И это было всего лишь начало. В продолжение всего путешествия Даффи настойчиво расспрашивал Карлейля о литераторах: о Браунинге и Кольридже, Лэндоре, Диккенсе, Теккерее, сэре Джеймсе Стивене, Форстере, Эмерсоне, Бокле, Маццини, об авторстве писем Джуниуса. По его ответам можно, вероятно, лучше судить о Карлейле-собеседнике, чем по любым другим источникам. Он догматически напорист, не терпит возражений и в то же время способен высмеять собственные преувеличения с милым и оригинальным юмором; он художник, рисующий поразительные словесные полотна, способный в единый миг выковать из громадного богатства ассоциаций точный конкретный образ (например, огромные крокодильи челюсти у Вордсворта) ; он развивает до меткого гротеска какую-нибудь черту характера или внешности того, кого изображает. Браунинга он хвалил не столько за стихи, сколько за то, что он мог бы быть хорошим прозаиком. Лэндор, увы, избрал странный и причудливый способ излагать свои мысли, но его литературные достоинства пока не вполне оценены. Диккенс — славный, веселый парень, только его взгляды на жизнь совершенно ошибочны. Он вообразил, что нужно людей приласкать, а мир сделать для них удобным, и чтоб всякий имел индейку к рождественскому ужину. Но все-таки он кое-чего стоит, его можно почитать вечером перед тем, как идти спать. В Теккерее больше правды, его хватило бы на дюжину Диккенсов.
Иногда раздражение брало верх в отношениях Карлейля с Даффи, как это случалось и у Джонсона с Бозвеллом. Когда Даффи сказал, что, по его мнению, «История» Бокля свидетельствует о «громадной начитанности и удивительной силе обобщения у автора», Карлейль признался, что книга ему незнакома. Однако Даффи продолжал хвалить книгу и даже начал излагать взгляды Бокля. В ответе Карлейля ясно слышатся раскаты приближающейся бури: «Все спрашивали его: „Вы читали книгу Бокля?“, но он отвечал, что не читал и вряд ли прочтет. Он видел время от времени куски в разных обзорах и не нашел в них ничего, кроме плоского догматизма и беспредельного высокомерия. Английская литература дошла до такой степени лживости и преувеличения, что неизвестно, получим ли мы еще когда-либо правдивую книгу. Наверное, никогда». Даффи, однако, не был обескуражен таким отпором. Не смутился он и тогда, когда на вопрос, кто такой, по мнению Карлейля, Джуниус, он получил ответ, что ни один человек не даст и гроша ломаного за то, чтобы узнать, кто такой Джуниус. Даффи возражал пространно и пылко, но «Карлейль не дал ответа, а продолжал говорить о другом».
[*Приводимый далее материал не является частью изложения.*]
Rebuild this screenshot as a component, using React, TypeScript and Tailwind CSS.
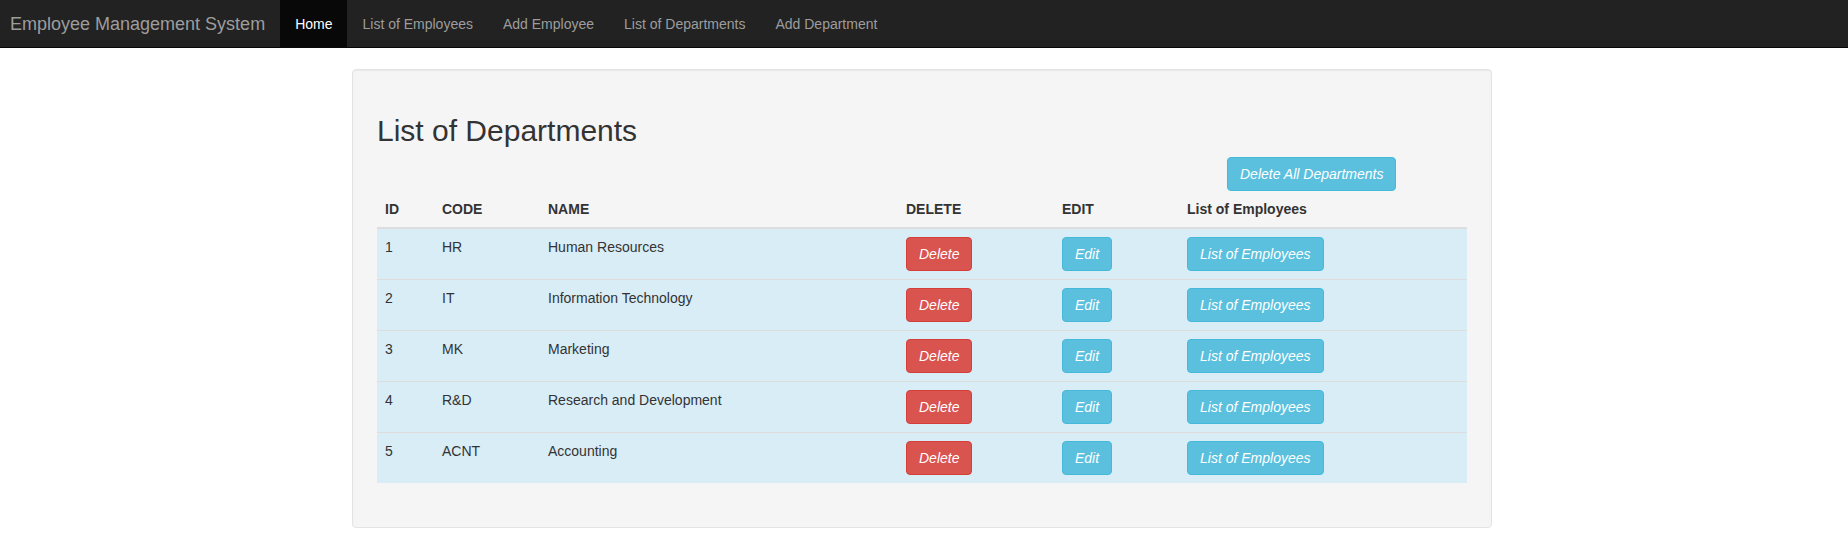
import React from 'react';

type Department = { id: number; code: string; name: string };

const DEPARTMENTS: Department[] = [
  { id: 1, code: 'HR', name: 'Human Resources' },
  { id: 2, code: 'IT', name: 'Information Technology' },
  { id: 3, code: 'MK', name: 'Marketing' },
  { id: 4, code: 'R&D', name: 'Research and Development' },
  { id: 5, code: 'ACNT', name: 'Accounting' },
];

const NAV_LINKS = ['List of Employees', 'Add Employee', 'List of Departments', 'Add Department'];

function Navbar() {
  return (
    <nav className="flex h-[48px] items-stretch border-b border-[#080808] bg-[#222222]">
      <a href="#" className="flex items-center pl-[10px] pr-[15px] text-[18px] leading-[20px] text-[#9d9d9d]">
        Employee Management System
      </a>
      <ul className="flex items-stretch">
        <li className="flex items-center bg-[#080808] px-[15px] text-[14px] leading-[20px] text-white">
          <a href="#">Home</a>
        </li>
        {NAV_LINKS.map(link => (
          <li key={link} className="flex items-center px-[15px] text-[14px] leading-[20px] text-[#9d9d9d]">
            <a href="#">{link}</a>
          </li>
        ))}
      </ul>
    </nav>
  );
}

function Btn({ tone, children }: { tone: 'danger' | 'info'; children: React.ReactNode }) {
  const colors =
    tone === 'danger'
      ? 'bg-[#d9534f] border-[#d43f3a]'
      : 'bg-[#5bc0de] border-[#46b8da]';
  return (
    <button
      className={`inline-block rounded-[4px] border px-[12px] py-[6px] text-[14px] leading-[20px] italic text-white ${colors}`}
    >
      {children}
    </button>
  );
}

export default function App() {
  return (
    <div className="min-h-screen bg-white font-['Liberation_Sans',Arial,sans-serif] text-[14px] leading-[20px] text-[#333333]">
      <Navbar />

      <div className="ml-[352px] mt-[21px] w-[1140px] rounded-[4px] border border-[#e3e3e3] bg-[#f5f5f5] p-[24px] shadow-[inset_0_1px_1px_rgba(0,0,0,0.05)]">
        <h2 className="mb-[10px] mt-[20px] text-[30px] font-medium leading-[33px]">List of Departments</h2>

        <div className="ml-[850px]">
          <Btn tone="info">Delete All Departments</Btn>
        </div>

        <table className="mb-[20px] w-[1090px] table-fixed border-collapse">
          <colgroup>
            <col className="w-[57px]" />
            <col className="w-[106px]" />
            <col className="w-[358px]" />
            <col className="w-[156px]" />
            <col className="w-[125px]" />
            <col className="w-[288px]" />
          </colgroup>
          <thead>
            <tr>
              <th className="border-b-2 border-[#dddddd] p-[8px] text-left font-bold">ID</th>
              <th className="border-b-2 border-[#dddddd] p-[8px] text-left font-bold">CODE</th>
              <th className="border-b-2 border-[#dddddd] p-[8px] text-left font-bold">NAME</th>
              <th className="border-b-2 border-[#dddddd] p-[8px] text-left font-bold">DELETE</th>
              <th className="border-b-2 border-[#dddddd] p-[8px] text-left font-bold">EDIT</th>
              <th className="border-b-2 border-[#dddddd] p-[8px] text-left font-bold">List of Employees</th>
            </tr>
          </thead>
          <tbody>
            {DEPARTMENTS.map(dept => (
              <tr key={dept.id} className="bg-[#d9edf7]">
                <td className="border-t border-[#dddddd] p-[8px] align-top">{dept.id}</td>
                <td className="border-t border-[#dddddd] p-[8px] align-top">{dept.code}</td>
                <td className="border-t border-[#dddddd] p-[8px] align-top">{dept.name}</td>
                <td className="border-t border-[#dddddd] p-[8px] align-top">
                  <Btn tone="danger">Delete</Btn>
                </td>
                <td className="border-t border-[#dddddd] p-[8px] align-top">
                  <Btn tone="info">Edit</Btn>
                </td>
                <td className="border-t border-[#dddddd] p-[8px] align-top">
                  <Btn tone="info">List of Employees</Btn>
                </td>
              </tr>
            ))}
          </tbody>
        </table>
      </div>
    </div>
  );
}
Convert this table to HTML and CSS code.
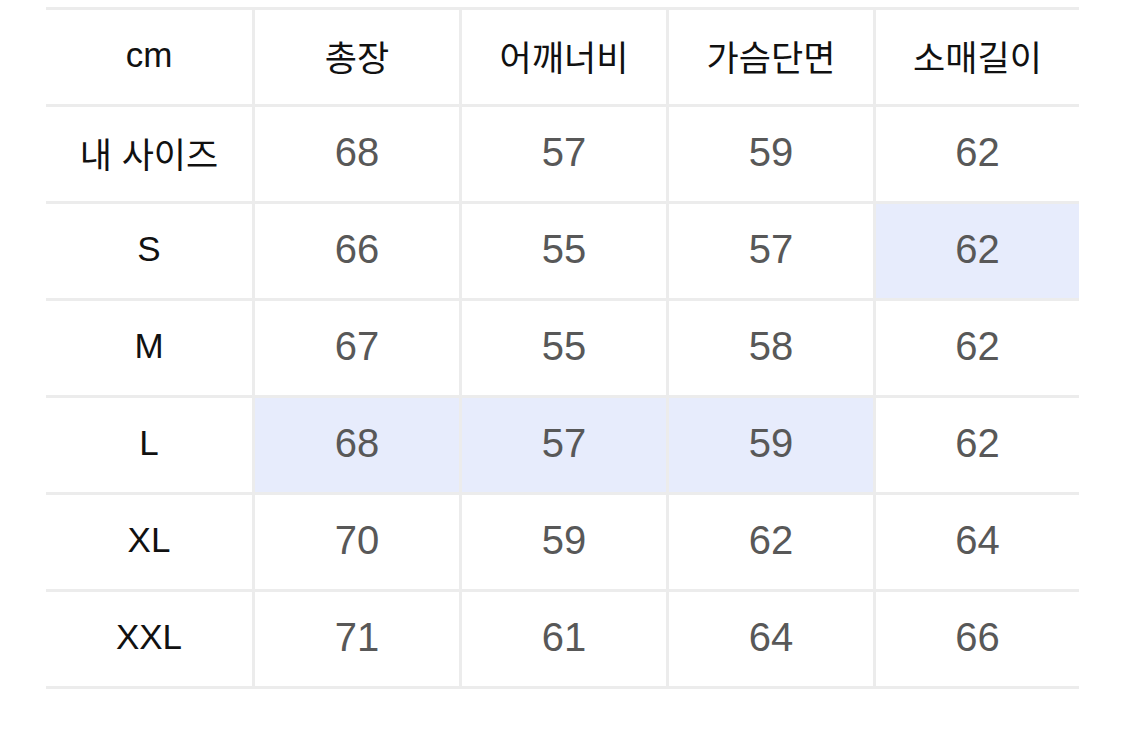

Вспоминая в старости это путешествие, будучи уже респектабельным человеком, удостоенным рыцарского звания, занимающим пост министра общественных земель Австралии, Даффи считал замечательным поступок Карлейля, избравшего своим спутником того, кто олицетворял в то время ирландскую оппозицию Англии. Он говорил, что ни один человек, обладавший таким же весом, не мог бы об этом даже помыслить. В королевском замке были этим недовольны. «Он показывал мне письмо от вице-короля Ирландии, Кларендона, с выражением личного неодобрения». Расставшись с Даффи, Карлейль завершил поездку визитом к лорду Джорджу Хиллу, одному из тех ирландских помещиков, которые пытались усовершенствовать свое хозяйство. Здесь он возобновил знакомство с Платнауэром, который с его содействия стал домашним учителем детей лорда Джорджа. Карлейль восхищался лордом Джорджем и называл его «прекрасной душой», но был невысокого мнения о его проекте образцовых ферм и образцовых арендаторов. По его словам, это представляло собой величайшую попытку, когда-либо виденную им, претворить в жизнь целую систему: эмансипация, свобода для всех, отмена высшей меры наказания — «жареный гусь к Рождеству». «Но, увы, имеет ли она шанс на претворение!» В августе он покинул Ирландию и поехал в Скотсбриг. Позднее он присоединился к Ашбертонам, которые находились в своем охотничьем домике Глен-Труиме, в горах Шотландии. Здесь он чувствовал себя так плохо, как только можно вообразить себе. Спал он отвратительно, после попытки вымыться в тазу для мытья ног он получил прострел, к тому же тут за целый день нельзя было услышать ни одного разумного слова. «Жизнь здесь настолько бессмысленна, что ни один здравомыслящий человек не захотел бы продолжать ее, ни когда-либо вернуться к ней». Почему же он оказался здесь?